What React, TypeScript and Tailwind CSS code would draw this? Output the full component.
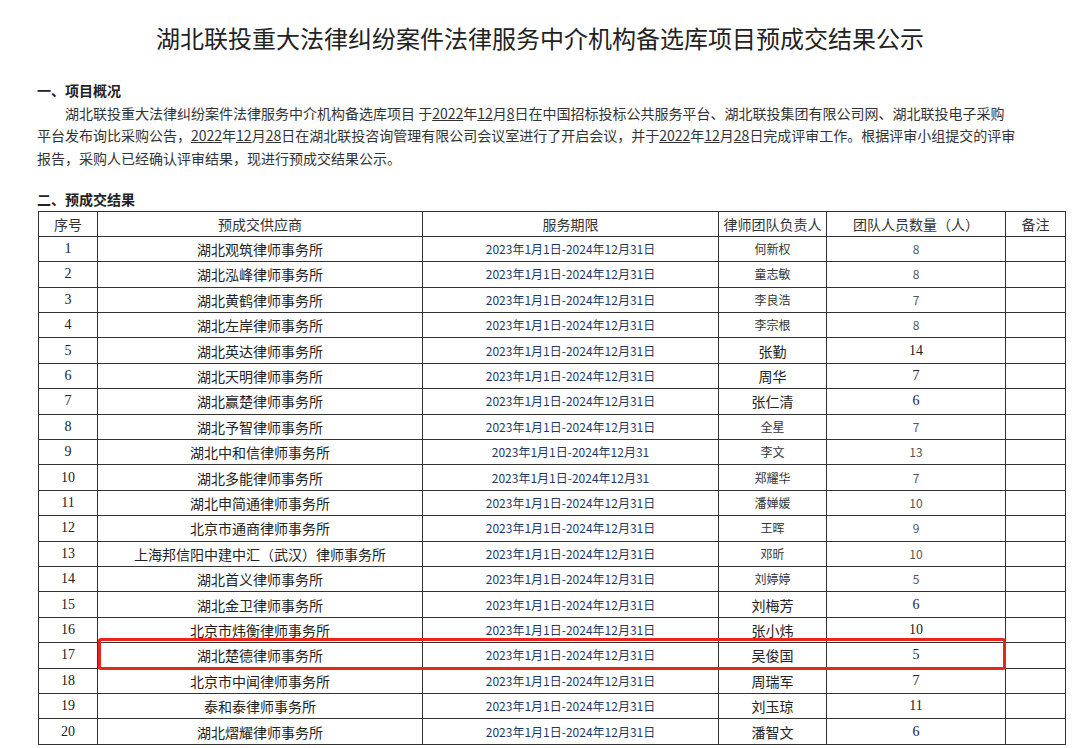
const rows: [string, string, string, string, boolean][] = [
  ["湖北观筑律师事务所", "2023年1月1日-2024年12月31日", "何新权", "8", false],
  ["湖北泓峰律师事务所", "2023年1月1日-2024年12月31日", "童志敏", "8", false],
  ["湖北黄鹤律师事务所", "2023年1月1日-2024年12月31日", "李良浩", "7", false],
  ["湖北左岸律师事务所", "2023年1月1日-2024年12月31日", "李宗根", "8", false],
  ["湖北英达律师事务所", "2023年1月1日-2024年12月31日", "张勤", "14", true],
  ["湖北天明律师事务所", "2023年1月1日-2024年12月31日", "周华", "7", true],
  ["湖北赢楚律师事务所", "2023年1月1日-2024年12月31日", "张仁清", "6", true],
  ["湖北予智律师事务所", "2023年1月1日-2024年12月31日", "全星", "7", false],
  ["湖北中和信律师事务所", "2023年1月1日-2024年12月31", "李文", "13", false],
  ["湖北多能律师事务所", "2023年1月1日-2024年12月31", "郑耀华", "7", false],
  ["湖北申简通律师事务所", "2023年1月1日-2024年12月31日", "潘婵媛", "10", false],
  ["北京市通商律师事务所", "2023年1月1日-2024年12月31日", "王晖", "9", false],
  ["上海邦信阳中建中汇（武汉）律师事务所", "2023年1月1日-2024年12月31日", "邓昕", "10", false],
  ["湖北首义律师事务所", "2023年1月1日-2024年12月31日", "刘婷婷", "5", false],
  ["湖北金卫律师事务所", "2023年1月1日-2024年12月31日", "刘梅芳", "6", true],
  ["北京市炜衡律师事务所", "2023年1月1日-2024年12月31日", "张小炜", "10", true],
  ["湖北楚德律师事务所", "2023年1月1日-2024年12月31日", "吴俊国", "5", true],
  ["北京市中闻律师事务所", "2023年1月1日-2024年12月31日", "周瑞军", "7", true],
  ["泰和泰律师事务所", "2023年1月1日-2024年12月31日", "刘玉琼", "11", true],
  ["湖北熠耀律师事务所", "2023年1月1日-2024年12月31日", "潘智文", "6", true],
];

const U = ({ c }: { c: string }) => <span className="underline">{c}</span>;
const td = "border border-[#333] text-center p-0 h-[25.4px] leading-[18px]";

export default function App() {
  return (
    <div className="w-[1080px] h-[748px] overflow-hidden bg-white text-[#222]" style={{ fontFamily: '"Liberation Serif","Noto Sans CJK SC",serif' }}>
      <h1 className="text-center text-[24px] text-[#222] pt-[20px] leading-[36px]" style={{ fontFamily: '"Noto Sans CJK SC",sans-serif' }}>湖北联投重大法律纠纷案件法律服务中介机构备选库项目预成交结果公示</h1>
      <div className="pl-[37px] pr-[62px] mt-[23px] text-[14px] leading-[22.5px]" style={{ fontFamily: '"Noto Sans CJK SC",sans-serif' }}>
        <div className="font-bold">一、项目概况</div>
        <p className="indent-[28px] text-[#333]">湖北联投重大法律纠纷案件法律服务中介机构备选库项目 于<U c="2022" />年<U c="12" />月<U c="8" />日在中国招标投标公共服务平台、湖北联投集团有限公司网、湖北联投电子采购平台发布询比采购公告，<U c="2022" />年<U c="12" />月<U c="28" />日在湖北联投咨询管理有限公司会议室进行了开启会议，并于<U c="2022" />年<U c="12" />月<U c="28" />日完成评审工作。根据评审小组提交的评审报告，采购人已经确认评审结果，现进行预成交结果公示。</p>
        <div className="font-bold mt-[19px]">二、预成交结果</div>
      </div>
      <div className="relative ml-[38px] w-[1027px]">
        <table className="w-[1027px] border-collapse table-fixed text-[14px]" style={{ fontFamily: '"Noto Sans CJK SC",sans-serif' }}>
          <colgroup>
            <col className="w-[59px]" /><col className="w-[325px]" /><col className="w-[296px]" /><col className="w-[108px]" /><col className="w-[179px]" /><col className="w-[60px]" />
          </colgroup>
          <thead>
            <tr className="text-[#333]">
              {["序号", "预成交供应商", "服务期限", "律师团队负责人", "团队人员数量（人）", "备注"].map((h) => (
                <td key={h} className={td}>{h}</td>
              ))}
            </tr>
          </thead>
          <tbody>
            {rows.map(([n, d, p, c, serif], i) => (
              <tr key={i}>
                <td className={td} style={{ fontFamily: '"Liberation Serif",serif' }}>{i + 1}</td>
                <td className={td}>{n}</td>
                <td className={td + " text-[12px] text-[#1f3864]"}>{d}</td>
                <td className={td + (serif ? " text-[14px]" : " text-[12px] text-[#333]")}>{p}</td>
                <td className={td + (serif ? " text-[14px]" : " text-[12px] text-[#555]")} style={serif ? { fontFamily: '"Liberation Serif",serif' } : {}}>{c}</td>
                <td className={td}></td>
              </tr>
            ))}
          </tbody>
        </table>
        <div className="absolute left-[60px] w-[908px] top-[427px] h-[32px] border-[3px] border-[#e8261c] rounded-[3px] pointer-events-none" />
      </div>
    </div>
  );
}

※

## Work to complete
Reproduce the whole listing exactly, but not the images in it.

## Written response
What React, TypeScript and Tailwind CSS code would draw this? Output the full component.
const rows: [string, string, string, string, boolean][] = [
  ["湖北观筑律师事务所", "2023年1月1日-2024年12月31日", "何新权", "8", false],
  ["湖北泓峰律师事务所", "2023年1月1日-2024年12月31日", "童志敏", "8", false],
  ["湖北黄鹤律师事务所", "2023年1月1日-2024年12月31日", "李良浩", "7", false],
  ["湖北左岸律师事务所", "2023年1月1日-2024年12月31日", "李宗根", "8", false],
  ["湖北英达律师事务所", "2023年1月1日-2024年12月31日", "张勤", "14", true],
  ["湖北天明律师事务所", "2023年1月1日-2024年12月31日", "周华", "7", true],
  ["湖北赢楚律师事务所", "2023年1月1日-2024年12月31日", "张仁清", "6", true],
  ["湖北予智律师事务所", "2023年1月1日-2024年12月31日", "全星", "7", false],
  ["湖北中和信律师事务所", "2023年1月1日-2024年12月31", "李文", "13", false],
  ["湖北多能律师事务所", "2023年1月1日-2024年12月31", "郑耀华", "7", false],
  ["湖北申简通律师事务所", "2023年1月1日-2024年12月31日", "潘婵媛", "10", false],
  ["北京市通商律师事务所", "2023年1月1日-2024年12月31日", "王晖", "9", false],
  ["上海邦信阳中建中汇（武汉）律师事务所", "2023年1月1日-2024年12月31日", "邓昕", "10", false],
  ["湖北首义律师事务所", "2023年1月1日-2024年12月31日", "刘婷婷", "5", false],
  ["湖北金卫律师事务所", "2023年1月1日-2024年12月31日", "刘梅芳", "6", true],
  ["北京市炜衡律师事务所", "2023年1月1日-2024年12月31日", "张小炜", "10", true],
  ["湖北楚德律师事务所", "2023年1月1日-2024年12月31日", "吴俊国", "5", true],
  ["北京市中闻律师事务所", "2023年1月1日-2024年12月31日", "周瑞军", "7", true],
  ["泰和泰律师事务所", "2023年1月1日-2024年12月31日", "刘玉琼", "11", true],
  ["湖北熠耀律师事务所", "2023年1月1日-2024年12月31日", "潘智文", "6", true],
];

const U = ({ c }: { c: string }) => <span className="underline">{c}</span>;
const td = "border border-[#333] text-center p-0 h-[25.4px] leading-[18px]";

export default function App() {
  return (
    <div className="w-[1080px] h-[748px] overflow-hidden bg-white text-[#222]" style={{ fontFamily: '"Liberation Serif","Noto Sans CJK SC",serif' }}>
      <h1 className="text-center text-[24px] text-[#222] pt-[20px] leading-[36px]" style={{ fontFamily: '"Noto Sans CJK SC",sans-serif' }}>湖北联投重大法律纠纷案件法律服务中介机构备选库项目预成交结果公示</h1>
      <div className="pl-[37px] pr-[62px] mt-[23px] text-[14px] leading-[22.5px]" style={{ fontFamily: '"Noto Sans CJK SC",sans-serif' }}>
        <div className="font-bold">一、项目概况</div>
        <p className="indent-[28px] text-[#333]">湖北联投重大法律纠纷案件法律服务中介机构备选库项目 于<U c="2022" />年<U c="12" />月<U c="8" />日在中国招标投标公共服务平台、湖北联投集团有限公司网、湖北联投电子采购平台发布询比采购公告，<U c="2022" />年<U c="12" />月<U c="28" />日在湖北联投咨询管理有限公司会议室进行了开启会议，并于<U c="2022" />年<U c="12" />月<U c="28" />日完成评审工作。根据评审小组提交的评审报告，采购人已经确认评审结果，现进行预成交结果公示。</p>
        <div className="font-bold mt-[19px]">二、预成交结果</div>
      </div>
      <div className="relative ml-[38px] w-[1027px]">
        <table className="w-[1027px] border-collapse table-fixed text-[14px]" style={{ fontFamily: '"Noto Sans CJK SC",sans-serif' }}>
          <colgroup>
            <col className="w-[59px]" /><col className="w-[325px]" /><col className="w-[296px]" /><col className="w-[108px]" /><col className="w-[179px]" /><col className="w-[60px]" />
          </colgroup>
          <thead>
            <tr className="text-[#333]">
              {["序号", "预成交供应商", "服务期限", "律师团队负责人", "团队人员数量（人）", "备注"].map((h) => (
                <td key={h} className={td}>{h}</td>
              ))}
            </tr>
          </thead>
          <tbody>
            {rows.map(([n, d, p, c, serif], i) => (
              <tr key={i}>
                <td className={td} style={{ fontFamily: '"Liberation Serif",serif' }}>{i + 1}</td>
                <td className={td}>{n}</td>
                <td className={td + " text-[12px] text-[#1f3864]"}>{d}</td>
                <td className={td + (serif ? " text-[14px]" : " text-[12px] text-[#333]")}>{p}</td>
                <td className={td + (serif ? " text-[14px]" : " text-[12px] text-[#555]")} style={serif ? { fontFamily: '"Liberation Serif",serif' } : {}}>{c}</td>
                <td className={td}></td>
              </tr>
            ))}
          </tbody>
        </table>
        <div className="absolute left-[60px] w-[908px] top-[427px] h-[32px] border-[3px] border-[#e8261c] rounded-[3px] pointer-events-none" />
      </div>
    </div>
  );
}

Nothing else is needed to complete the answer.